John Hancock was not drinking coconut cream when he was around in Quincy, but if he was there today, the known dandy might sip this pink drink. The Gentleman Smuggler, a seasonal cocktail that was on Palmer Matthews’ list when he first opened the Townshend two years ago, is back just in time for Patriots’ Day—and sunny weather.
“A lot of what we do is brandies, whiskies, fortified wines, those darker sipping spirits that would have been more available around the time of the Founding Fathers,” says Matthews, a Drink veteran and bar manager at the buzzy Quincy Center restaurant. “But this time of year, when you get days like this,” he, personally, starts craving coconut cream, he says.
As a mixer, most drinkers are familiar with coconut cream in drinks like a Painkiller, or a piña colada. But this spin spices it up with a house-made, pink peppercorn syrup. Along with Privateer Rum and a bright squeeze of lemon, it’s perfect on a spring afternoon, like the forecast on Marathon Monday this year.

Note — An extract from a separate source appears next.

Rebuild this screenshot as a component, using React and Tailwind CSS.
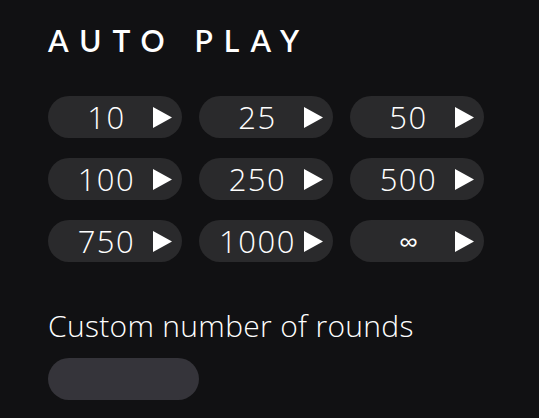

The Gentleman Smuggler is named for Founding Father John Hancock, who was born in Quincy. As a shipping magnate, Hancock was keenly interested in preventing the British from taxing imports, like tea and rum, so he smuggled them into Boston. He was quite good at it, and used his wealth to help fund the early days of the rebellion against the British.
(Of course, the Townshend itself is named for the infamous Acts levied against the Colonists that eventually led to the American Revolution.)
The Privateer Rum in the Gentleman Smuggler is another homage to New England history. While most of Matthews’ guests default to tropical island drinks when they order rum, he says, he notes the spirit has a large role in local trade history, as well as in the daily life of the Founding Fathers. The Salem distillery represents New England well, Matthews says.
“Opening a cocktail bar in my hometown, at a time when Quincy Center is seeing a lot of invigoration and progress, has been a full circle thing,” Matthews says, admitting he sometimes took the local significance for granted.
The Hancock Cemetery, named for John’s father and established in 1640, is right across the street from the Townshend. The historic ’hood is also home to Adams National Historical Park, the first presidential library, and more sites, which all open for the season on Patriots’ Day.
So, if the bustle of Back Bay is not your cup of tea on Monday, consider Quincy for a patriotic tour—and a seasonally perfect cocktail.
The Townshend, opens at 4 p.m. on Patriots’ Day, 1250 Hancock St., Quincy Center, 617-481-9694, thetownshend.com.